Потом начинаю мысленно перечислять столицы по алфавиту. Только дошла до Манилы, как чуть не ткнулась носом в Георгия, молодого человека из Питера, вслед за которым я постоянно шла.
— Что случилось? — спрашивает Виталик, спускаясь ниже.
— Я больше не могу идти, — еле слышно говорит Георгий. — Ноги совершенно перестали идти. Давайте я вас здесь подожду?
— Ага, конечно. Хотите здесь навсегда как на Эвересте остаться?

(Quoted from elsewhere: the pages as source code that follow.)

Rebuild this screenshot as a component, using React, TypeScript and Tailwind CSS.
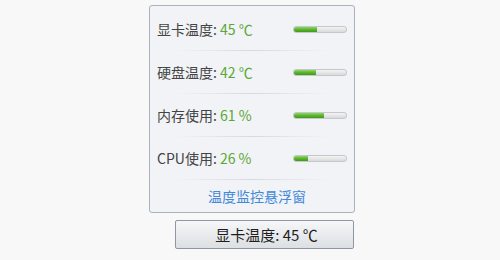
import React from "react";

const rows = [
  { label: "显卡温度", value: "45 ℃", pct: 44 },
  { label: "硬盘温度", value: "42 ℃", pct: 42 },
  { label: "内存使用", value: "61 %", pct: 58 },
  { label: "CPU使用", value: "26 %", pct: 26 },
];

const Bar = ({ pct }: { pct: number }) => (
  <div className="h-[7px] w-[54px] rounded-[3px] border border-[#c4c7cb] bg-gradient-to-b from-[#f4f4f4] to-[#d9d9d9] overflow-hidden">
    <div
      className="h-full bg-gradient-to-b from-[#8fd660] via-[#5cb52c] to-[#3f9a18]"
      style={{ width: `${pct}%` }}
    />
  </div>
);

const App = () => {
  return (
    <div
      className="w-[500px] h-[260px] bg-[#f8f8f8] pl-[149px] pt-[5px]"
      style={{ fontFamily: '"Noto Sans CJK SC", "Noto Sans", sans-serif' }}
    >
      <div className="w-[206px] h-[208px] rounded-[3px] border border-[#a8b1bd] bg-[#f1f3f6] pt-[2px] flex flex-col">
        {rows.map((r) => (
          <div key={r.label}>
            <div className="h-[42px] flex items-center justify-between pl-[7px] pr-[7px]">
              <div className="text-[14px] leading-none">
                <span className="text-[#444]">{r.label}:</span>
                <span className="text-[#5aa834]"> {r.value}</span>
              </div>
              <Bar pct={r.pct} />
            </div>
            <div className="mx-[24px] h-px bg-gradient-to-r from-transparent via-[#d6dae0] to-transparent" />
          </div>
        ))}
        <div className="flex-1 flex items-center justify-center text-[14px] text-[#4289d9] leading-none pl-[10px]">
          温度监控悬浮窗
        </div>
      </div>
      <button className="mt-[7px] ml-[26px] w-[179px] h-[29px] rounded-[2px] border border-[#8f969f] bg-gradient-to-b from-[#f6f7f8] to-[#dcdfe3] text-[15px] text-[#1e1e1e] flex items-center justify-center leading-none pl-[4px]">
        显卡温度: 45 ℃
      </button>
    </div>
  );
};

export default App;
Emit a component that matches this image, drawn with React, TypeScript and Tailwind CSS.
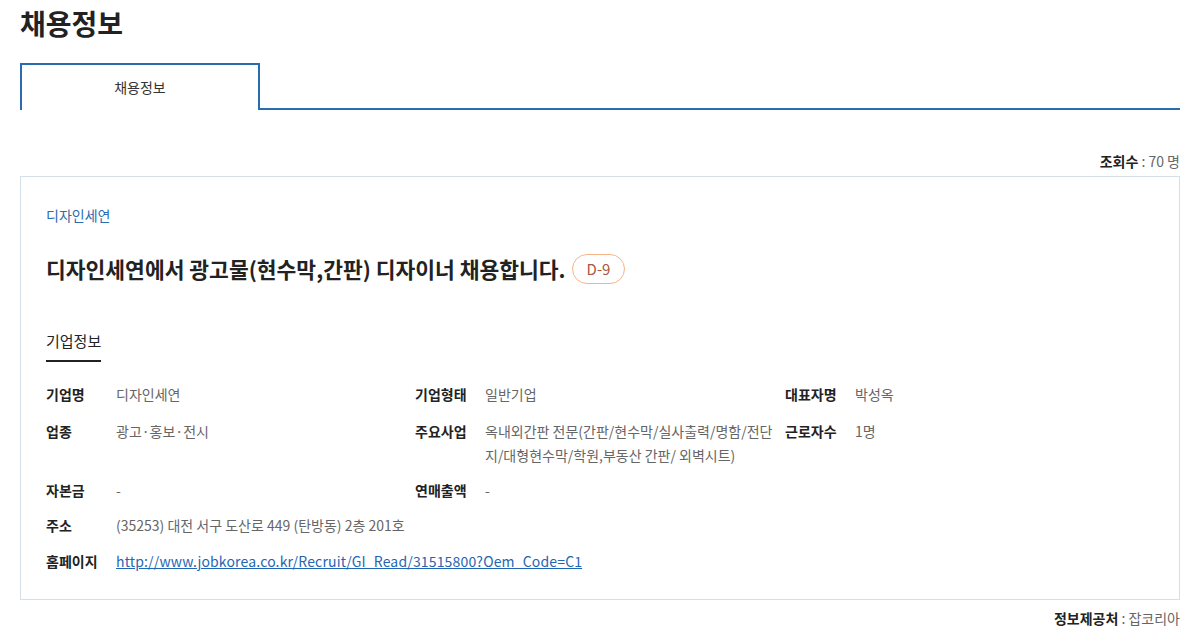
function Label({ children }: { children: React.ReactNode }) {
  return <div className="font-bold text-[14px] text-[#222]">{children}</div>
}

function Value({ children, span }: { children: React.ReactNode; span?: string }) {
  return <div className={`text-[14px] text-[#666] ${span ?? ''}`}>{children}</div>
}

export default function App() {
  return (
    <div
      className="pl-5 pr-[10px] bg-white text-[#222] min-h-[633px]"
      style={{ fontFamily: '"Noto Sans CJK KR", "Noto Sans", sans-serif' }}
    >
      <h1 className="text-[28px] font-bold leading-[38px] pt-[4px] text-[#222]">채용정보</h1>

      <div className="mt-[21px] flex items-end">
        <div className="w-[240px] h-[47px] border-2 border-b-0 border-[#2a6cb0] flex items-center justify-center text-[14px] text-[#333]">
          채용정보
        </div>
        <div className="flex-1 border-b-2 border-[#2a6cb0]" />
      </div>

      <div className="mt-[41px] text-right text-[14px] text-[#666] leading-[20px]">
        <span className="font-bold text-[#222]">조회수</span> : 70 명
      </div>

      <div className="mt-[5px] border border-[#d5dfe8] px-[25px] pt-[27px] pb-[26px]">
        <div className="text-[14px] text-[#2a6cb0] leading-[22px]">디자인세연</div>
        <div className="mt-[27px] flex items-center gap-[6px]">
          <h2 className="text-[21.5px] font-bold leading-[32px] text-[#222]">
            디자인세연에서 광고물(현수막,간판) 디자이너 채용합니다.
          </h2>
          <span className="h-[30px] px-[14px] rounded-full border border-[#f6b487] text-[15px] text-[#a8583c] flex items-center">
            D-9
          </span>
        </div>

        <div className="mt-[45px] inline-block">
          <div className="text-[15px] leading-[22px] pb-[8px] border-b-2 border-[#222] text-[#222]">기업정보</div>
        </div>

        <div className="mt-[20px] grid grid-cols-[70px_299px_70px_300px_70px_1fr] gap-y-[11px] leading-[24px]">
          <Label>기업명</Label>
          <Value>디자인세연</Value>
          <Label>기업형태</Label>
          <Value>일반기업</Value>
          <Label>대표자명</Label>
          <Value>박성옥</Value>

          <div className="font-bold text-[14px] text-[#222] pt-[2px]">업종</div>
          <div className="text-[14px] text-[#666] pt-[2px]">광고·홍보·전시</div>
          <div className="font-bold text-[14px] text-[#222] pt-[2px]">주요사업</div>
          <div className="text-[14px] text-[#666] pt-[2px]">
            옥내외간판 전문(간판/현수막/실사출력/명함/전단지/대형현수막/학원,부동산 간판/ 외벽시트)
          </div>
          <div className="font-bold text-[14px] text-[#222] pt-[2px]">근로자수</div>
          <div className="text-[14px] text-[#666] pt-[2px]">1명</div>

          <Label>자본금</Label>
          <Value>-</Value>
          <Label>연매출액</Label>
          <Value span="col-span-3">-</Value>

          <Label>주소</Label>
          <Value span="col-span-5">(35253) 대전 서구 도산로 449 (탄방동) 2층 201호</Value>

          <div className="font-bold text-[14px] text-[#222] pt-[1px]">홈페이지</div>
          <div className="col-span-5 text-[14px] pt-[1px]">
            <a href="#" className="text-[#1f66b3] underline tracking-[0.16px]">
              http://www.jobkorea.co.kr/Recruit/GI_Read/31515800?Oem_Code=C1
            </a>
          </div>
        </div>
      </div>

      <div className="mt-[8px] text-right text-[14px] text-[#666] leading-[20px]">
        <span className="font-bold text-[#222]">정보제공처</span> : 잡코리아
      </div>
    </div>
  )
}
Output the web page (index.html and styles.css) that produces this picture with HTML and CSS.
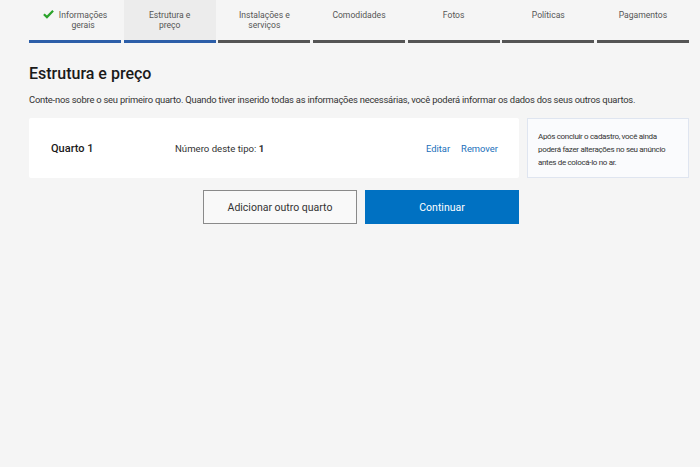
FILE: index.html
```html
<!DOCTYPE html>
<html lang="pt-BR">
<head>
    <meta charset="UTF-8">
    <meta name="viewport" content="width=device-width, initial-scale=1.0">
    <title>Estrutura e preço</title>
    <link rel="stylesheet" href="styles.css">
</head>
<body>
    <div class="page">
        <nav class="steps">
            <div class="step done">
                <svg class="check" viewBox="0 0 12 10" width="11" height="10">
                    <path d="M1 5.2 L4.3 8.4 L11 1.4" fill="none" stroke="#2ba32b" stroke-width="2.4"/>
                </svg>
                <span>Informações<br>gerais</span>
            </div>
            <div class="step done active"><span>Estrutura e<br>preço</span></div>
            <div class="step"><span>Instalações e<br>serviços</span></div>
            <div class="step"><span>Comodidades</span></div>
            <div class="step"><span>Fotos</span></div>
            <div class="step"><span>Políticas</span></div>
            <div class="step"><span>Pagamentos</span></div>
        </nav>

        <h1 class="title">Estrutura e preço</h1>
        <p class="intro">Conte-nos sobre o seu primeiro quarto. Quando tiver inserido todas as informações necessárias, você poderá informar os dados dos seus outros quartos.</p>

        <div class="room-row">
            <div class="room-card">
                <div class="room-name">Quarto 1</div>
                <div class="room-count">Número deste tipo: <b>1</b></div>
                <div class="room-actions">
                    <a href="#">Editar</a>
                    <a href="#">Remover</a>
                </div>
            </div>
            <div class="info-box">
                Após concluir o cadastro, você ainda poderá fazer alterações no seu anúncio antes de colocá-lo no ar.
            </div>
        </div>

        <div class="buttons">
            <button class="btn-outline">Adicionar outro quarto</button>
            <button class="btn-primary">Continuar</button>
        </div>
    </div>
</body>
</html>
```

FILE: styles.css
```css
body {
    margin: 0;
    background-color: #f5f5f5;
    font-family: Roboto, "Noto Sans", sans-serif;
    color: #262626;
}

.page {
    width: 660px;
    padding-left: 29px;
}

.steps {
    display: flex;
    gap: 2.5px;
}

.step {
    flex: 1;
    height: 43px;
    border-bottom: 3px solid #555;
    display: flex;
    justify-content: center;
    align-items: flex-start;
    gap: 5px;
    padding-top: 9px;
    box-sizing: border-box;
    font-size: 8.6px;
    line-height: 10px;
    color: #555;
    text-align: center;
}

.step span {
    padding-top: 1px;
}

.step.done {
    border-bottom-color: #2c5ea8;
}

.step.active {
    background-color: #ececec;
}

.title {
    margin: 20px 0 0;
    font-size: 16px;
    font-weight: 500;
    line-height: 22px;
    color: #1a1a1a;
}

.intro {
    margin: 8px 0 0;
    font-size: 9.4px;
    letter-spacing: -0.22px;
    line-height: 13px;
    color: #333;
}

.room-row {
    display: flex;
    gap: 8px;
    margin-top: 12px;
}

.room-card {
    width: 490px;
    height: 60px;
    background: #fff;
    border-radius: 2px;
    display: flex;
    align-items: center;
    box-sizing: border-box;
    padding: 0 21px 0 22px;
    font-size: 9.6px;
}

.room-name {
    width: 124px;
    font-size: 11px;
    font-weight: 500;
    color: #1a1a1a;
}

.room-count {
    flex: 1;
    color: #333;
}

.room-actions {
    display: flex;
    gap: 11px;
    font-size: 9.4px;
}

.room-actions a {
    color: #1a6fba;
    text-decoration: none;
}

.info-box {
    width: 162px;
    height: 60px;
    box-sizing: border-box;
    background: #fafbfd;
    border: 1px solid #dfe5f0;
    padding: 11px 9px 0 10px;
    font-size: 8px;
    letter-spacing: -0.33px;
    line-height: 13px;
    color: #333;
}

.buttons {
    width: 490px;
    display: flex;
    justify-content: flex-end;
    gap: 8px;
    margin-top: 12px;
}

.buttons button {
    width: 154px;
    height: 34px;
    font-family: Roboto, "Noto Sans", sans-serif;
    font-size: 10.5px;
    cursor: pointer;
}

.btn-outline {
    background: #f9f9f9;
    border: 1px solid #8a8a8a;
    color: #333;
}

.btn-primary {
    background: #0071c2;
    border: none;
    color: #fff;
}
```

Вы через 10 минут замерзнете, а если мы задержимся, то подумаете, что мы пошли другой тропой, решите спускаться сами, пойдете не туда и ищи вас потом три дня. А ну вперед!
Георгий неуверенно делает несколько шагов вверх. Теперь мы все подбадриваем его и помогаем идти.
— Георгий, вы сможете!
— Георгий, ведь у вас имя победителя!
— Георгий, вот зато какая у вас тренировка перед следующим годом.
— Что вы! — выдыхает Георгий — На следующий год на Сардинию, только туда!
На Сардинии, наверняка, сейчас тепло и вкусно пахнет жареной кефалью.
1
6
4
Сражаясь с дождем, шлаком и периодически останавливающимся Георгием, мы-таки добрались до последних ста метров. Здесь уклон становится еще круче, градусов в шестьдесят, но до вершины натянут трос. Мокрыми перчатками я хватаюсь за веревку и начинаю идти наверх. Шквальный ветер просто сносит, а скользкий шлак под ногами так и норовит уронить. Хочется все бросить и скатиться вниз, но перевожу дыхание и снова иду. «Вот до этого камня — и передохну. Еще несколько метров и можно перевести дух. Вот еще чуть-чуть». С уговорами и передышками, я добираюсь до вершины — в нос ударяет резкий запах серы, а от кратера поднимается теплый пар. Внизу по-прежнему туман и совершенно ничего не видно, но это не главное. Главное, что ощущение собственного героизма от восхождения в такую кошмарную погоду просто зашкаливает: чувствуешь себя чуть ли не членом экспедиции Беринга или Лаперуза, достигшей долгожданного конца путешествия.
Довольная собой как слон, иду пить горячий сладкий чай, который уже разливает Виталик.
— Это самый вкусный чай в моей жизни, — говорит еще не отдышавшийся Георгий.